begin

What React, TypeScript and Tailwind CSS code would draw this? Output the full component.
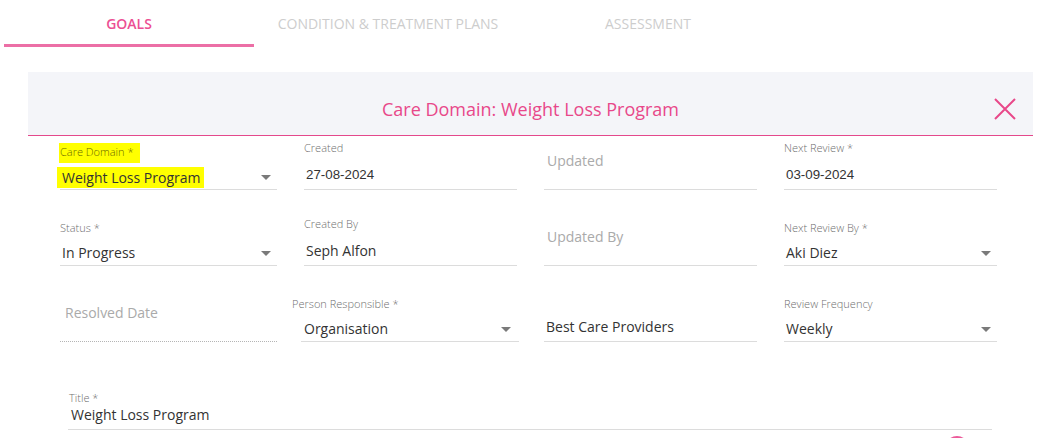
import React from "react";

const SANS = "font-['Open_Sans',sans-serif]";
const ARIAL = "font-['Liberation_Sans',Arial,sans-serif]";
const LABEL = "text-[11px] font-light leading-[16px] text-[#6f6f6f]";

function Caret() {
  return (
    <svg width="10" height="5" viewBox="0 0 10 5" className="shrink-0">
      <path d="M0 0 L10 0 L5 5 Z" fill="#7a7a7a" />
    </svg>
  );
}

function SelectField({
  label,
  value,
  highlight = false,
}: {
  label: string;
  value: string;
  highlight?: boolean;
}) {
  return (
    <div className="flex h-[50px] flex-col border-b border-[#dcdcdc]">
      <div className={`mt-[4px] h-[16px] ${LABEL}`}>
        {highlight ? (
          <span className="-ml-[1px] -mt-[1px] inline-block bg-[#ffff00] pb-[3px] pl-[1px] pr-[6px] pt-[1px] text-[#6b6b00]">
            {label}
          </span>
        ) : (
          label
        )}
      </div>
      <div className="mt-[5px] flex h-[24px] items-center justify-between pr-[6px]">
        {highlight ? (
          <span className="-ml-[3px] bg-[#ffff00] pl-[5px] pr-[4px] text-[14px] leading-[21px] text-[#333]">
            {value}
          </span>
        ) : (
          <span className="pl-[2px] text-[14px] leading-[24px] text-[#333]">{value}</span>
        )}
        <Caret />
      </div>
    </div>
  );
}

function InputField({
  label,
  value,
  date = false,
}: {
  label?: string;
  value: string;
  date?: boolean;
}) {
  return (
    <div className="flex h-[50px] flex-col border-b border-[#dcdcdc]">
      <div className={`h-[16px] ${LABEL}`}>{label}</div>
      <div
        className={`mt-[7px] h-[24px] pl-[2px] leading-[24px] text-[#333] ${
          date ? `${ARIAL} text-[13.33px]` : "text-[14px]"
        }`}
      >
        {value}
      </div>
    </div>
  );
}

function EmptyField({
  placeholder,
  dotted = false,
  indent = "pl-[3px]",
}: {
  placeholder: string;
  dotted?: boolean;
  indent?: string;
}) {
  return (
    <div
      className={`flex h-[50px] flex-col ${
        dotted ? "border-b border-dotted border-[#b5b5b5]" : "border-b border-[#dcdcdc]"
      }`}
    >
      <div className={`mt-[9px] text-[14px] leading-[24px] text-[#aaaaaa] ${indent}`}>
        {placeholder}
      </div>
    </div>
  );
}

export default function App() {
  return (
    <div className={`relative h-[438px] w-[1061px] overflow-hidden bg-white ${SANS}`}>
      {/* tabs */}
      <div className="ml-[4px] flex h-[47px] text-[14px]">
        <div className="flex w-[250px] flex-col">
          <div className="flex h-[44px] items-center justify-center pt-[2px] font-semibold text-[#ec4f93]">
            GOALS
          </div>
          <div className="h-[3px] bg-[#ec6fa6]" />
        </div>
        <div className="flex h-[44px] w-[268px] items-center justify-center pt-[2px] text-[#cdcdcd]">
          CONDITION &amp; TREATMENT PLANS
        </div>
        <div className="flex h-[44px] w-[252px] items-center justify-center pt-[2px] text-[#cdcdcd]">
          ASSESSMENT
        </div>
      </div>

      {/* panel */}
      <div className="ml-[28px] mt-[25px] w-[1005px]">
        <div className="relative flex h-[64px] items-center justify-center border-b border-[#e4498c] bg-[#f4f5f9]">
          <div className="pt-[12px] text-[18px] text-[#e8488a]">Care Domain: Weight Loss Program</div>
          <button type="button" className="absolute right-[16px] top-[25px]">
            <svg width="24" height="24" viewBox="0 0 24 24">
              <path d="M2 2 L22 22 M22 2 L2 22" stroke="#e8488a" strokeWidth="2" />
            </svg>
          </button>
        </div>

        <div className="grid grid-cols-[217px_213px_213px_213px] gap-x-[27px] gap-y-[26px] pl-[32px] pt-[4px]">
          <SelectField label="Care Domain *" value="Weight Loss Program" highlight />
          <InputField label="Created" value="27-08-2024" date />
          <EmptyField placeholder="Updated" />
          <InputField label="Next Review *" value="03-09-2024" date />

          <SelectField label="Status *" value="In Progress" />
          <InputField label="Created By" value="Seph Alfon" />
          <EmptyField placeholder="Updated By" />
          <SelectField label="Next Review By *" value="Aki Diez" />

          <EmptyField placeholder="Resolved Date" dotted indent="pl-[5px]" />
          <div className="-ml-[3px] w-[218px]">
            <div className="flex h-[50px] flex-col border-b border-[#dcdcdc]">
              <div className={`-ml-[9px] mt-[4px] h-[16px] ${LABEL}`}>Person Responsible *</div>
              <div className="mt-[5px] flex h-[24px] items-center justify-between pl-[3px] pr-[8px]">
                <span className="text-[14px] leading-[24px] text-[#333]">Organisation</span>
                <Caret />
              </div>
            </div>
          </div>
          <InputField value="Best Care Providers" />
          <SelectField label="Review Frequency" value="Weekly" />
        </div>

        <div className="ml-[40px] mt-[49px] flex h-[39px] w-[924px] flex-col border-b border-[#dcdcdc]">
          <div className="pl-[1px] text-[11px] font-light leading-[14px] text-[#6f6f6f]">Title *</div>
          <div className="pl-[3px] text-[14px] leading-[20px] text-[#333]">Weight Loss Program</div>
        </div>
      </div>

      <div className="absolute left-[945px] top-[436px] h-[24px] w-[24px] rounded-full bg-[#ec5a9a]" />
    </div>
  );
}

end

[EXERCISE] Track down every line holding the string "React" and copy it.

[EXERCISE ANSWER]
What React, TypeScript and Tailwind CSS code would draw this? Output the full component.
import React from "react";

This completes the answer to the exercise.